• **TASK REQUIREMENTS**
Each line containing the word "components" needs to be copied.

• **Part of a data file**
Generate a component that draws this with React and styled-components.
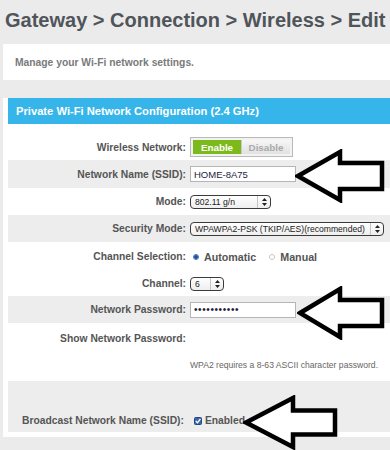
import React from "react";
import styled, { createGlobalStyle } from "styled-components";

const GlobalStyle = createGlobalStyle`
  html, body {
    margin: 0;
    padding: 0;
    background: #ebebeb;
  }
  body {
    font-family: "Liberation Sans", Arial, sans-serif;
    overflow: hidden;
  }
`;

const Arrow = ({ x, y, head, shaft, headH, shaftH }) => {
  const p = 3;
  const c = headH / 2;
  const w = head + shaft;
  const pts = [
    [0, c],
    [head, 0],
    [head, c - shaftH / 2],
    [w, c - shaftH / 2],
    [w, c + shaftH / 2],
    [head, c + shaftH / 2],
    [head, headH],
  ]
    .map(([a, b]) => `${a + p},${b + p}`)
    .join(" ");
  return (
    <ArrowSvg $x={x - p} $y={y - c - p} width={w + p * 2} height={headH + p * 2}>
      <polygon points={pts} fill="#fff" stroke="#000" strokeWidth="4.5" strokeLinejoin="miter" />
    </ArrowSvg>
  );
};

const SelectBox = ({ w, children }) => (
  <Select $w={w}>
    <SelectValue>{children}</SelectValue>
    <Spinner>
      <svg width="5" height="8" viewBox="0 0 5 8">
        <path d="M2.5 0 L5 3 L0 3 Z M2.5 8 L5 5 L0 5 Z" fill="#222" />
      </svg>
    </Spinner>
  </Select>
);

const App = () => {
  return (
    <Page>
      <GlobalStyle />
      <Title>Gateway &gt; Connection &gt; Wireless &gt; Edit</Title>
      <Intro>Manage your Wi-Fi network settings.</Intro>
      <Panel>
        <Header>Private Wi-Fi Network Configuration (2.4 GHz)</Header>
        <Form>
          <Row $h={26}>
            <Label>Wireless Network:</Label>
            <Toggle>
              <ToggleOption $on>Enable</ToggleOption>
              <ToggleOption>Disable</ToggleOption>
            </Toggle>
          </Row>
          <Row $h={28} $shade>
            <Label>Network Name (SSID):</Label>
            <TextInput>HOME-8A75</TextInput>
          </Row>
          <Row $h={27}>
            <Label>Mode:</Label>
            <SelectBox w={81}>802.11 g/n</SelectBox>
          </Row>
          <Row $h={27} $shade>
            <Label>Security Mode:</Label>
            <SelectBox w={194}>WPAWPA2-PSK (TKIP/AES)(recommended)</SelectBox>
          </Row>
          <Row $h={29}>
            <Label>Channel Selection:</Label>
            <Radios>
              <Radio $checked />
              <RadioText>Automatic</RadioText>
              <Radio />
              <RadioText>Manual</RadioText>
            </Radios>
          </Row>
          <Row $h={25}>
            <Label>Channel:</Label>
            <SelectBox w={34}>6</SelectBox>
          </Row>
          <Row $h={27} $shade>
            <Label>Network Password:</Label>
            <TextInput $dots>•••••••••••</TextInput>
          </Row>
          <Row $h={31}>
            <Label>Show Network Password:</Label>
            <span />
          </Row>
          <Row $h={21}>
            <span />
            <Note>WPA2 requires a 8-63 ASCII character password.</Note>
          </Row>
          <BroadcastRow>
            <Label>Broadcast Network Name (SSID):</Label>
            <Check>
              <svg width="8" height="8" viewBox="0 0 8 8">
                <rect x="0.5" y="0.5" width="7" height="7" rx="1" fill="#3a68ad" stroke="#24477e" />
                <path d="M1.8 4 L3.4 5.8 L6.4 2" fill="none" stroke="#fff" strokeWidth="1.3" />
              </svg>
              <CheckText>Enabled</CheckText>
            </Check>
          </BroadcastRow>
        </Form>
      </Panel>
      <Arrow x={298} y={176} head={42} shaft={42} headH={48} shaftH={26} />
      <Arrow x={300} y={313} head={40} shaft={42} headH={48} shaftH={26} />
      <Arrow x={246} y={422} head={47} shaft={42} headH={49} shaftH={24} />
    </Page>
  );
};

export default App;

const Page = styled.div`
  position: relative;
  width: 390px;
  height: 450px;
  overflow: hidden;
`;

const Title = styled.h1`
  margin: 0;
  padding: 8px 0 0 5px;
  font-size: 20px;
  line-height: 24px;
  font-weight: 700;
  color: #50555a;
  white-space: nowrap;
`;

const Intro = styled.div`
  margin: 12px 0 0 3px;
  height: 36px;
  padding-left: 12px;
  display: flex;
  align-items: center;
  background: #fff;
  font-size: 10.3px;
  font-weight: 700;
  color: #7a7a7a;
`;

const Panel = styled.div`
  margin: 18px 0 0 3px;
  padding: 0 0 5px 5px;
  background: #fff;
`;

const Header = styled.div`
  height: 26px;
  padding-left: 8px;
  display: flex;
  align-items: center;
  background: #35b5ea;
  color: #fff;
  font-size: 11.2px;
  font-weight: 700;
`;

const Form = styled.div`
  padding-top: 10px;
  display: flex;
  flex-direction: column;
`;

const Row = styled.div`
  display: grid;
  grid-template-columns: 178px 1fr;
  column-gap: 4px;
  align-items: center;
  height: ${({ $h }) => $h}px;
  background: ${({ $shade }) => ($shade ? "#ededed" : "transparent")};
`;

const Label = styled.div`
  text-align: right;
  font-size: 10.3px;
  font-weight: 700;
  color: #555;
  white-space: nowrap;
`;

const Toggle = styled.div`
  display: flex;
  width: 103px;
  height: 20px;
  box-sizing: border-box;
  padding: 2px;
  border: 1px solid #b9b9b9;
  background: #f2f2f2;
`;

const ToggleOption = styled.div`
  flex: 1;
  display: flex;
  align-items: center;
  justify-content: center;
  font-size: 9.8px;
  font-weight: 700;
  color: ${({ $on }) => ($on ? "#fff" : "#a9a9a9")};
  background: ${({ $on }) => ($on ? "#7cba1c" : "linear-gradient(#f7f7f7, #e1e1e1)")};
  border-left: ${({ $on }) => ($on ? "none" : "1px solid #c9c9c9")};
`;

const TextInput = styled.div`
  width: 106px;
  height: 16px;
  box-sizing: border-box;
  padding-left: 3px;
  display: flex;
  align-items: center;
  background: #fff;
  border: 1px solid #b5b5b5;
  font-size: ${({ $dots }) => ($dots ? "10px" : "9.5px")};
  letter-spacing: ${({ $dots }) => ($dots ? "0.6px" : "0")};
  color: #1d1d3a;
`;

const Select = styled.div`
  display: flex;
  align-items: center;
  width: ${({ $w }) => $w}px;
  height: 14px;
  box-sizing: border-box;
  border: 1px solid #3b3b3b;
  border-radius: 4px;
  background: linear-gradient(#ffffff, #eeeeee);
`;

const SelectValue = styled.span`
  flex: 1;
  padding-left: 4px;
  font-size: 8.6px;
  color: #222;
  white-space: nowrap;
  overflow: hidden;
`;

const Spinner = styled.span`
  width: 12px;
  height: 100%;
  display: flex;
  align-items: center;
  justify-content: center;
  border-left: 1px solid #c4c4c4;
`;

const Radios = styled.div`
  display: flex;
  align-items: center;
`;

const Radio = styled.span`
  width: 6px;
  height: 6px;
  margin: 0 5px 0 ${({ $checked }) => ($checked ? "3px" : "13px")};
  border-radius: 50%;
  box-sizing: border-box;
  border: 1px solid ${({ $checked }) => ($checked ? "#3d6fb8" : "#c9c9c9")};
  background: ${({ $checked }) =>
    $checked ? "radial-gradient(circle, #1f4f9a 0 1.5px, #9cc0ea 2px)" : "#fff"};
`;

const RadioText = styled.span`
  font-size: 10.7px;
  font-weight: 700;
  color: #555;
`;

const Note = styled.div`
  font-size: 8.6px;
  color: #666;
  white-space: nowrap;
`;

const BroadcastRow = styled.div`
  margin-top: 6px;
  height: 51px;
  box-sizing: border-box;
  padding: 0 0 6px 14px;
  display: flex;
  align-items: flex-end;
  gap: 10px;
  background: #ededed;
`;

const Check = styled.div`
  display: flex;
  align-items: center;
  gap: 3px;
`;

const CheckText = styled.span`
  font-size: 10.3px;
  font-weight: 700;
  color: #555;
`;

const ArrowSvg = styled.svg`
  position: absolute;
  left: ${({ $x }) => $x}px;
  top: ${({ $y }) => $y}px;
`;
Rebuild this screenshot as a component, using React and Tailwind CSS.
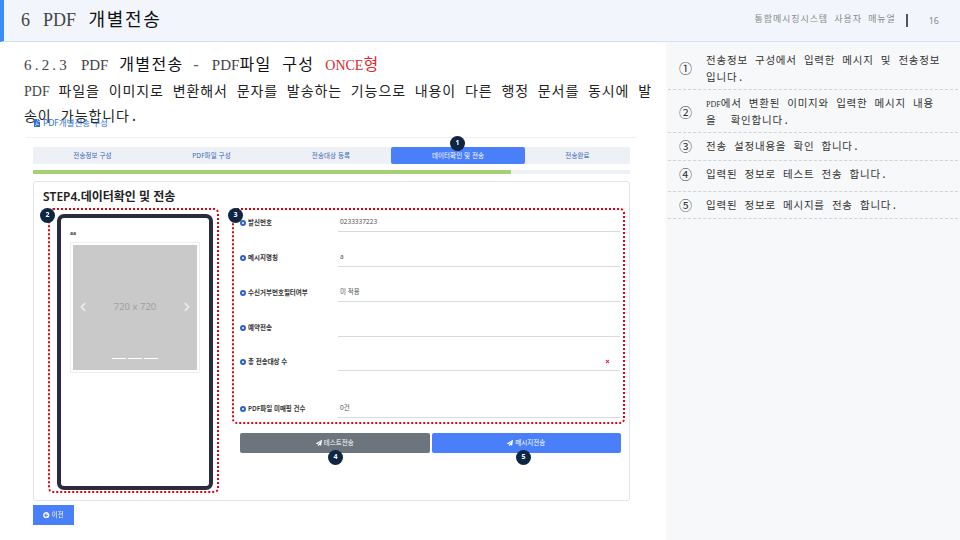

• **EXPECTED ANSWER**
Generate a component that draws this with React and styled-components.
import styled, { createGlobalStyle } from "styled-components";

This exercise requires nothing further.